Directive:
Provide an exact copy of the data, excluding the images.

Collected material:
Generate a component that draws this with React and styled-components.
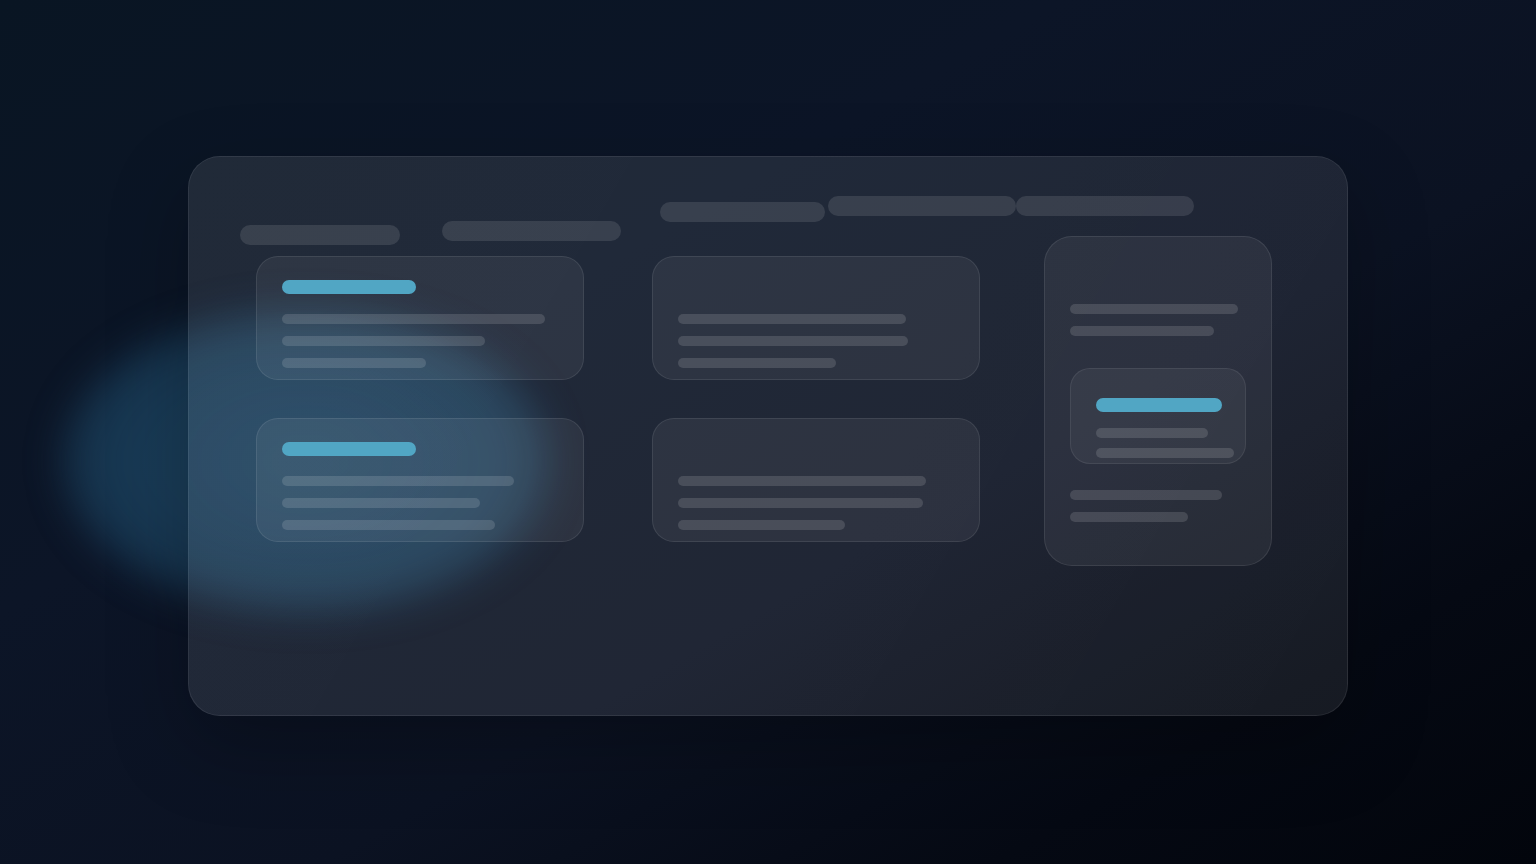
import React from "react";
import styled, { createGlobalStyle } from "styled-components";

const GlobalStyle = createGlobalStyle`
  html, body {
    margin: 0;
    padding: 0;
    font-family: "Inter", "Liberation Sans", sans-serif;
  }
  body {
    background: #070d19;
  }
`;

const Page = styled.div`
  position: relative;
  width: 100%;
  height: 100vh;
  min-height: 864px;
  overflow: hidden;
  display: flex;
  justify-content: center;
  align-items: flex-start;
  padding-top: 156px;
  box-sizing: border-box;
  background: linear-gradient(
    150deg,
    #091523 0%,
    #0c1527 35%,
    #0b1222 60%,
    #050913 82%,
    #02050c 100%
  );
`;

const Glow = styled.div`
  position: absolute;
  left: 62px;
  top: 308px;
  width: 488px;
  height: 306px;
  border-radius: 50%;
  background: radial-gradient(
    ellipse at center,
    rgba(38, 92, 128, 0.62) 0%,
    rgba(34, 86, 120, 0.55) 55%,
    rgba(30, 78, 112, 0.3) 80%,
    rgba(30, 78, 112, 0) 100%
  );
  filter: blur(18px);
  pointer-events: none;
`;

const Panel = styled.div`
  position: relative;
  width: 1160px;
  height: 560px;
  box-sizing: border-box;
  padding-top: 39px;
  border-radius: 32px;
  background: linear-gradient(
    120deg,
    rgba(255, 255, 255, 0.09) 0%,
    rgba(255, 255, 255, 0.085) 60%,
    rgba(255, 255, 255, 0.075) 100%
  );
  border: 1px solid rgba(255, 255, 255, 0.08);
  box-shadow: 0 30px 80px rgba(0, 0, 0, 0.25);
`;

const Header = styled.div`
  display: flex;
  align-items: flex-start;
  padding-left: 51px;
  height: 49px;
`;

const HeadPill = styled.div`
  width: ${(p) => p.$w}px;
  height: 20px;
  margin-top: ${(p) => p.$top || 0}px;
  margin-left: ${(p) => p.$left || 0}px;
  border-radius: 10px;
  background: rgba(255, 255, 255, 0.11);
  flex-shrink: 0;
`;

const Body = styled.div`
  display: flex;
  align-items: flex-start;
  padding-left: 67px;
`;

const Column = styled.div`
  display: flex;
  flex-direction: column;
  gap: 38px;
  width: ${(p) => p.$w}px;
  margin-top: ${(p) => p.$top || 0}px;
  margin-left: ${(p) => p.$left || 0}px;
`;

const Card = styled.div`
  height: 124px;
  box-sizing: border-box;
  padding: 23px 25px 11px;
  display: flex;
  flex-direction: column;
  justify-content: flex-end;
  border-radius: 22px;
  background: rgba(255, 255, 255, 0.06);
  border: 1px solid rgba(255, 255, 255, 0.09);
`;

const TallCard = styled.div`
  height: 330px;
  box-sizing: border-box;
  padding: 67px 25px 43px;
  display: flex;
  flex-direction: column;
  border-radius: 28px;
  background: rgba(255, 255, 255, 0.06);
  border: 1px solid rgba(255, 255, 255, 0.09);
`;

const InnerCard = styled.div`
  width: 176px;
  height: 96px;
  box-sizing: border-box;
  margin: 32px 0 26px;
  padding: 29px 25px 5px;
  display: flex;
  flex-direction: column;
  border-radius: 20px;
  background: rgba(255, 255, 255, 0.05);
  border: 1px solid rgba(255, 255, 255, 0.08);
`;

const Title = styled.div`
  width: ${(p) => p.$w}px;
  height: 14px;
  border-radius: 7px;
  background: #51a6c4;
  margin-bottom: ${(p) => p.$gap}px;
  flex-shrink: 0;
`;

const Lines = styled.div`
  display: flex;
  flex-direction: column;
  gap: ${(p) => p.$gap || 12}px;
`;

const Line = styled.div`
  width: ${(p) => p.$w}px;
  height: 10px;
  border-radius: 5px;
  background: rgba(255, 255, 255, 0.135);
`;

function SkeletonCard({ title, lines }) {
  return (
    <Card>
      {title && <Title $w={title} $gap={20} />}
      <Lines>
        {lines.map((w, i) => (
          <Line key={i} $w={w} />
        ))}
      </Lines>
    </Card>
  );
}

export default function App() {
  return (
    <>
      <GlobalStyle />
      <Page>
        <Glow />
        <Panel>
          <Header>
            <HeadPill $w={160} $top={29} />
            <HeadPill $w={179} $top={25} $left={42} />
            <HeadPill $w={165} $top={6} $left={39} />
            <HeadPill $w={188} $left={3} />
            <HeadPill $w={178} />
          </Header>
          <Body>
            <Column $w={328} $top={11}>
              <SkeletonCard title={134} lines={[263, 203, 144]} />
              <SkeletonCard title={134} lines={[232, 198, 213]} />
            </Column>
            <Column $w={328} $top={11} $left={68}>
              <SkeletonCard lines={[228, 230, 158]} />
              <SkeletonCard lines={[248, 245, 167]} />
            </Column>
            <Column $w={228} $top={-9} $left={64}>
              <TallCard>
                <Lines>
                  <Line $w={168} />
                  <Line $w={144} />
                </Lines>
                <InnerCard>
                  <Title $w={126} $gap={16} />
                  <Lines $gap={10}>
                    <Line $w={112} />
                    <Line $w={138} />
                  </Lines>
                </InnerCard>
                <Lines>
                  <Line $w={152} />
                  <Line $w={118} />
                </Lines>
              </TallCard>
            </Column>
          </Body>
        </Panel>
      </Page>
    </>
  );
}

Written response:
Generate a component that draws this with React and styled-components.
import React from "react";
import styled, { createGlobalStyle } from "styled-components";

const GlobalStyle = createGlobalStyle`
  html, body {
    margin: 0;
    padding: 0;
    font-family: "Inter", "Liberation Sans", sans-serif;
  }
  body {
    background: #070d19;
  }
`;

const Page = styled.div`
  position: relative;
  width: 100%;
  height: 100vh;
  min-height: 864px;
  overflow: hidden;
  display: flex;
  justify-content: center;
  align-items: flex-start;
  padding-top: 156px;
  box-sizing: border-box;
  background: linear-gradient(
    150deg,
    #091523 0%,
    #0c1527 35%,
    #0b1222 60%,
    #050913 82%,
    #02050c 100%
  );
`;

const Glow = styled.div`
  position: absolute;
  left: 62px;
  top: 308px;
  width: 488px;
  height: 306px;
  border-radius: 50%;
  background: radial-gradient(
    ellipse at center,
    rgba(38, 92, 128, 0.62) 0%,
    rgba(34, 86, 120, 0.55) 55%,
    rgba(30, 78, 112, 0.3) 80%,
    rgba(30, 78, 112, 0) 100%
  );
  filter: blur(18px);
  pointer-events: none;
`;

const Panel = styled.div`
  position: relative;
  width: 1160px;
  height: 560px;
  box-sizing: border-box;
  padding-top: 39px;
  border-radius: 32px;
  background: linear-gradient(
    120deg,
    rgba(255, 255, 255, 0.09) 0%,
    rgba(255, 255, 255, 0.085) 60%,
    rgba(255, 255, 255, 0.075) 100%
  );
  border: 1px solid rgba(255, 255, 255, 0.08);
  box-shadow: 0 30px 80px rgba(0, 0, 0, 0.25);
`;

const Header = styled.div`
  display: flex;
  align-items: flex-start;
  padding-left: 51px;
  height: 49px;
`;

const HeadPill = styled.div`
  width: ${(p) => p.$w}px;
  height: 20px;
  margin-top: ${(p) => p.$top || 0}px;
  margin-left: ${(p) => p.$left || 0}px;
  border-radius: 10px;
  background: rgba(255, 255, 255, 0.11);
  flex-shrink: 0;
`;

const Body = styled.div`
  display: flex;
  align-items: flex-start;
  padding-left: 67px;
`;

const Column = styled.div`
  display: flex;
  flex-direction: column;
  gap: 38px;
  width: ${(p) => p.$w}px;
  margin-top: ${(p) => p.$top || 0}px;
  margin-left: ${(p) => p.$left || 0}px;
`;

const Card = styled.div`
  height: 124px;
  box-sizing: border-box;
  padding: 23px 25px 11px;
  display: flex;
  flex-direction: column;
  justify-content: flex-end;
  border-radius: 22px;
  background: rgba(255, 255, 255, 0.06);
  border: 1px solid rgba(255, 255, 255, 0.09);
`;

const TallCard = styled.div`
  height: 330px;
  box-sizing: border-box;
  padding: 67px 25px 43px;
  display: flex;
  flex-direction: column;
  border-radius: 28px;
  background: rgba(255, 255, 255, 0.06);
  border: 1px solid rgba(255, 255, 255, 0.09);
`;

const InnerCard = styled.div`
  width: 176px;
  height: 96px;
  box-sizing: border-box;
  margin: 32px 0 26px;
  padding: 29px 25px 5px;
  display: flex;
  flex-direction: column;
  border-radius: 20px;
  background: rgba(255, 255, 255, 0.05);
  border: 1px solid rgba(255, 255, 255, 0.08);
`;

const Title = styled.div`
  width: ${(p) => p.$w}px;
  height: 14px;
  border-radius: 7px;
  background: #51a6c4;
  margin-bottom: ${(p) => p.$gap}px;
  flex-shrink: 0;
`;

const Lines = styled.div`
  display: flex;
  flex-direction: column;
  gap: ${(p) => p.$gap || 12}px;
`;

const Line = styled.div`
  width: ${(p) => p.$w}px;
  height: 10px;
  border-radius: 5px;
  background: rgba(255, 255, 255, 0.135);
`;

function SkeletonCard({ title, lines }) {
  return (
    <Card>
      {title && <Title $w={title} $gap={20} />}
      <Lines>
        {lines.map((w, i) => (
          <Line key={i} $w={w} />
        ))}
      </Lines>
    </Card>
  );
}

export default function App() {
  return (
    <>
      <GlobalStyle />
      <Page>
        <Glow />
        <Panel>
          <Header>
            <HeadPill $w={160} $top={29} />
            <HeadPill $w={179} $top={25} $left={42} />
            <HeadPill $w={165} $top={6} $left={39} />
            <HeadPill $w={188} $left={3} />
            <HeadPill $w={178} />
          </Header>
          <Body>
            <Column $w={328} $top={11}>
              <SkeletonCard title={134} lines={[263, 203, 144]} />
              <SkeletonCard title={134} lines={[232, 198, 213]} />
            </Column>
            <Column $w={328} $top={11} $left={68}>
              <SkeletonCard lines={[228, 230, 158]} />
              <SkeletonCard lines={[248, 245, 167]} />
            </Column>
            <Column $w={228} $top={-9} $left={64}>
              <TallCard>
                <Lines>
                  <Line $w={168} />
                  <Line $w={144} />
                </Lines>
                <InnerCard>
                  <Title $w={126} $gap={16} />
                  <Lines $gap={10}>
                    <Line $w={112} />
                    <Line $w={138} />
                  </Lines>
                </InnerCard>
                <Lines>
                  <Line $w={152} />
                  <Line $w={118} />
                </Lines>
              </TallCard>
            </Column>
          </Body>
        </Panel>
      </Page>
    </>
  );
}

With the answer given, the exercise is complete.